TALLINN/LONDON: Experts agreed on Friday that the Russian invasion of Ukraine must lead to a Europe-wide rethink about how it approaches security and its transatlantic relationship with the US.
During a Lennart Meri Conference panel, academics and think-tank analysts joined Baltic prime ministers to discuss how the continent can best adapt and overcome ongoing economic and political crises in a unified manner.
According to the panel, the Russia-Ukraine conflict has posed the biggest test of European unity since the end of the Cold War, but also exposed the hollowness of its defensive capabilities and highlighted the need to bolster its defense industrial capacity.
Europe’s relationship with the US as a result of the conflict was also a key topic on the agenda.
The Prime Minister of Latvia Krisjanis Karins said the conflict in Ukraine and the growing influence of China had brought Europe and the US closer together, with Washington more engaged in European affairs than it was before.
He said: “I’ve spent a lot of time thinking about how we can make this relationship stronger, because I’m convinced from the European side it’s in our interest, but equally convinced it’s a big self-interest to the US side.

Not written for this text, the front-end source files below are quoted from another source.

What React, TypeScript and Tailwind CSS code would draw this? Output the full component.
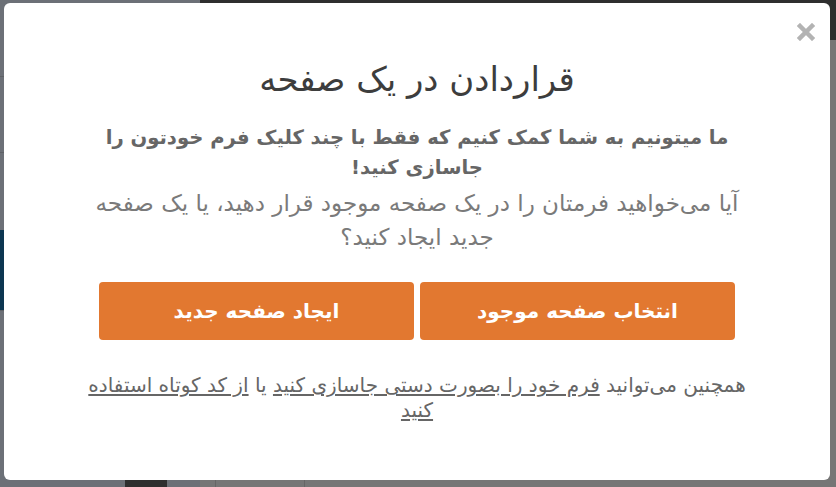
function CloseIcon() {
  return (
    <svg width="18" height="18" viewBox="0 0 18 18" aria-hidden="true">
      <path d="M3 3 L15 15 M15 3 L3 15" stroke="#b3b3b3" strokeWidth="4.5" strokeLinecap="square" />
    </svg>
  )
}

export default function App() {
  const font = { fontFamily: '"DejaVu Sans", "Noto Sans", sans-serif' }

  return (
    <div className="relative w-[836px] h-[487px] overflow-hidden bg-[#767676]" style={font}>
      {/* dimmed page behind the modal */}
      <div className="flex h-full">
        <div className="w-[200px] h-full bg-[#6c7077] flex flex-col">
          <div className="h-[76px]" />
          <div className="h-[76px] border-t border-[#5e6166]" />
          <div className="h-[78px] border-t border-[#5e6166]" />
          <div className="h-[80px] bg-[#0d3651]" />
          <div className="flex-1 border-t border-[#5e6166]" />
        </div>
        <div className="flex-1 h-full flex flex-col">
          <div className="h-[40px] bg-[#2e2e2e]" />
          <div className="flex-1" />
        </div>
      </div>
      <div className="absolute left-[125px] bottom-0 w-[42px] h-[7px] bg-[#2f2f2f]" />
      <div className="absolute left-[215px] bottom-0 w-[90px] h-[7px] border-x border-[#666]" />

      {/* modal */}
      <div
        dir="rtl"
        className="absolute left-[4px] top-[3px] w-[826px] h-[477px] rounded-[6px] bg-white flex flex-col items-center"
      >
        <button className="absolute left-[793px] top-[20px] p-0" aria-label="close">
          <CloseIcon />
        </button>

        <h2 className="mt-[56px] text-[34px] leading-[40px] text-[#3d3d3d] font-normal">
          قراردادن در یک صفحه
        </h2>

        <div className="mt-[24px] w-[700px] text-center">
          <p className="font-bold text-[19.6px] text-[#666666] leading-[30px]">
            ما میتونیم به شما کمک کنیم که فقط با چند کلیک فرم خودتون را
            <br />
            جاسازی کنید!
          </p>
          <p className="mt-[3px] text-[23px] text-[#7a7a7a] leading-[34px]">
            آیا می‌خواهید فرمتان را در یک صفحه موجود قرار دهید، یا یک صفحه
            <br />
            جدید ایجاد کنید؟
          </p>
        </div>

        <div className="mt-[28px] flex gap-[6px]">
          <button className="w-[315px] h-[58px] rounded-[4px] bg-[#e27830] text-white text-[20px] font-bold">
            انتخاب صفحه موجود
          </button>
          <button className="w-[315px] h-[58px] rounded-[4px] bg-[#e27830] text-white text-[20px] font-bold">
            ایجاد صفحه جدید
          </button>
        </div>

        <p className="mt-[33px] w-[720px] text-center text-[20px] leading-[25px] text-[#666666]">
          همچنین می‌توانید{' '}
          <a className="underline underline-offset-2 cursor-pointer">فرم خود را بصورت دستی جاسازی کنید</a>
          {' '}یا{' '}
          <a className="underline underline-offset-2 cursor-pointer">
            از کد کوتاه استفاده
            <br />
            کنید
          </a>
        </p>
      </div>
    </div>
  )
}
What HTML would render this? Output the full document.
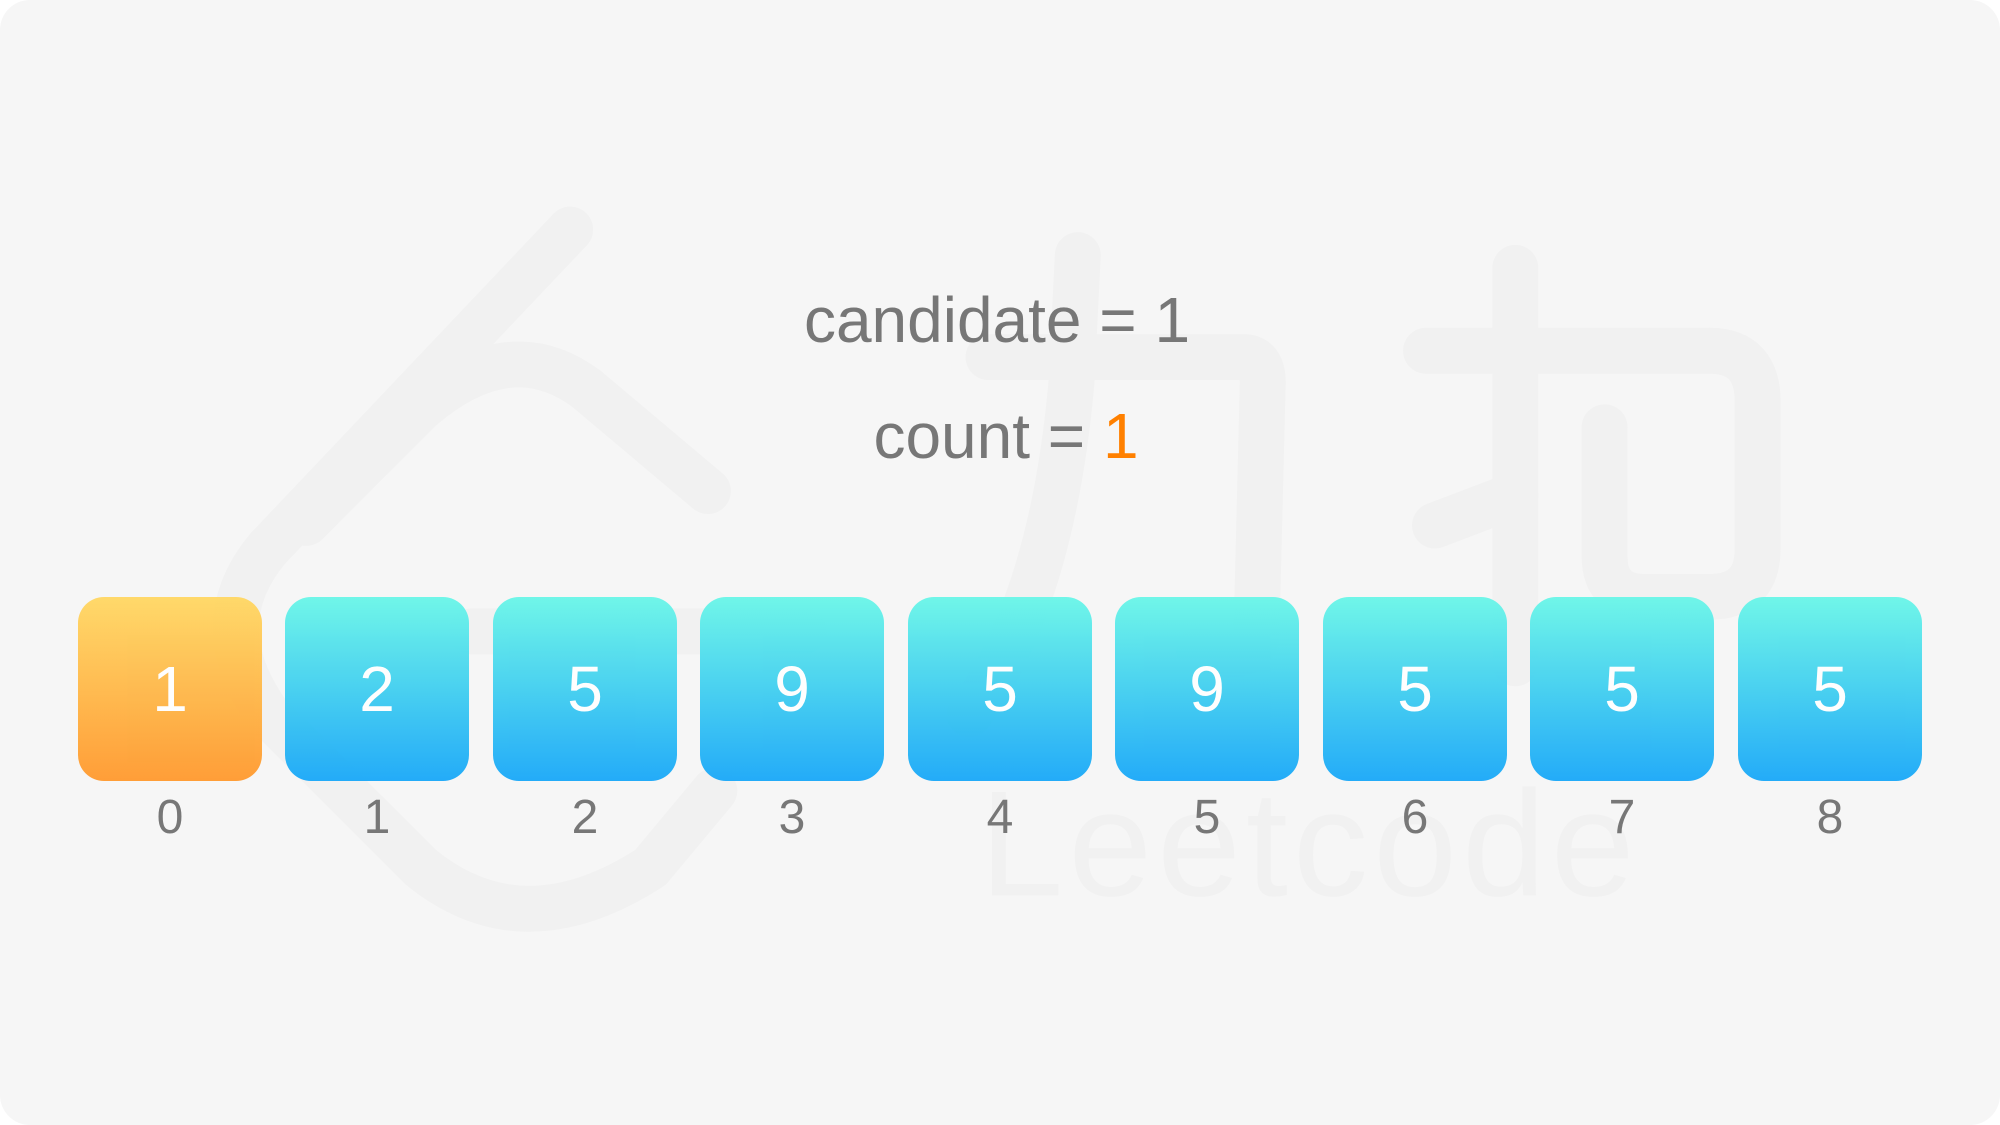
<!DOCTYPE html>
<html><head><meta charset="utf-8"><style>
html,body{margin:0;padding:0;background:#fff;}
#c{position:relative;width:2000px;height:1125px;background:#f6f6f6;border-radius:30px;overflow:hidden;font-family:"Liberation Sans",Arial,sans-serif;}
svg.wm{position:absolute;left:0;top:0;}
.box{position:absolute;top:597px;width:184px;height:184px;border-radius:26px;color:#fff;font-size:64px;display:flex;align-items:center;justify-content:center;background:linear-gradient(#6cf6e8,#1da9f8);opacity:.97}
.box.o{background:linear-gradient(#ffd866,#ff9b32)}
.lbl{position:absolute;top:790px;width:184px;text-align:center;font-size:48px;color:#777;}
.t{position:absolute;left:0;width:2000px;text-align:center;font-size:64px;color:#777;}
</style></head><body><div id="c">
<svg class="wm" width="2000" height="1125" viewBox="0 0 1568 882">
<g fill="none" stroke="#f1f1f1" stroke-width="36" stroke-linecap="round" stroke-linejoin="round">
<path d="M447,180 L210,430 Q160,490 210,560 L330,680 Q410,745 510,680 L560,620"/>
<path d="M555,385 L460,305 Q400,260 330,320 L240,410"/>
<path d="M370,495 L630,495"/>
<path d="M845,200 L840,300 Q825,470 760,560"/>
<path d="M775,280 L975,280 Q990,280 990,300 L985,500 Q980,520 940,510"/>
<path d="M1188,210 L1188,520"/>
<path d="M1118,275 L1340,275 Q1378,275 1378,315 L1378,430 Q1378,468 1340,468 L1290,468 Q1258,468 1258,436 L1258,335"/>
<path d="M1125,412 L1188,388"/>
</g>
<text x="768" y="702" font-family="Liberation Sans, sans-serif" font-size="118" fill="#f1f1f1" letter-spacing="4">Leetcode</text>
</svg>
<div class="t" style="top:283px;left:-3px">candidate = 1</div>
<div class="t" style="top:399px;left:6px">count = <span style="color:#ff8000">1</span></div>
<div class="box o" style="left:78px">1</div>
<div class="box" style="left:285px">2</div>
<div class="box" style="left:493px">5</div>
<div class="box" style="left:700px">9</div>
<div class="box" style="left:908px">5</div>
<div class="box" style="left:1115px">9</div>
<div class="box" style="left:1323px">5</div>
<div class="box" style="left:1530px">5</div>
<div class="box" style="left:1738px">5</div>
<div class="lbl" style="left:78px">0</div>
<div class="lbl" style="left:285px">1</div>
<div class="lbl" style="left:493px">2</div>
<div class="lbl" style="left:700px">3</div>
<div class="lbl" style="left:908px">4</div>
<div class="lbl" style="left:1115px">5</div>
<div class="lbl" style="left:1323px">6</div>
<div class="lbl" style="left:1530px">7</div>
<div class="lbl" style="left:1738px">8</div>
</div></body></html>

“We are all starting to come around to the realization that what we have is a full military dependence on the US through NATO; it’s there. The question is: What more can we do to make us a stronger partner for the US? Not to decouple, because we and the US face many challenges.”
Ingrida Simonyte, the prime minister of Lithuania, said the EU was, at its core, a peace project. She added that the conflict in Ukraine had forced the EU and its allies into considering the best ways to defend that hard-earned peace, even if through less-than-peaceful means.
She added: “I don’t want to say we have special (perspective) in the region; we just have a living memory of our past.
“Even for myself, I have (a memory) of 15 years of occupation of Lithuania by the Soviet Union and, for me, never again means never again. I just don’t want to see that happening again.”
Estonian Prime Minister Kaja Kallas said it was vital that Europe and the wider West worked together toward holding those responsible for Russian “crimes of aggression” accountable for their actions.
She said: “Russia must be held accountable. There can be no impunity, no immunity.
“A year ago, it was thought unimaginable that (Vladimir) Putin would be issued an arrest warrant by the ICC (International Criminal Court). Just six months ago, most were not prepared to publicly support the idea of a special tribunal for crimes of aggression. Now we’re at the point of no return.”
Simonyte agreed, saying: “There will be no sustainable peace in Europe if Ukraine falls. Russia will regroup, rearm and come for someone next.
“To avoid this, Russia must be expelled from the territory of Ukraine, bear the costs of its recovery, and the perpetrators of war crimes must be brought to justice.”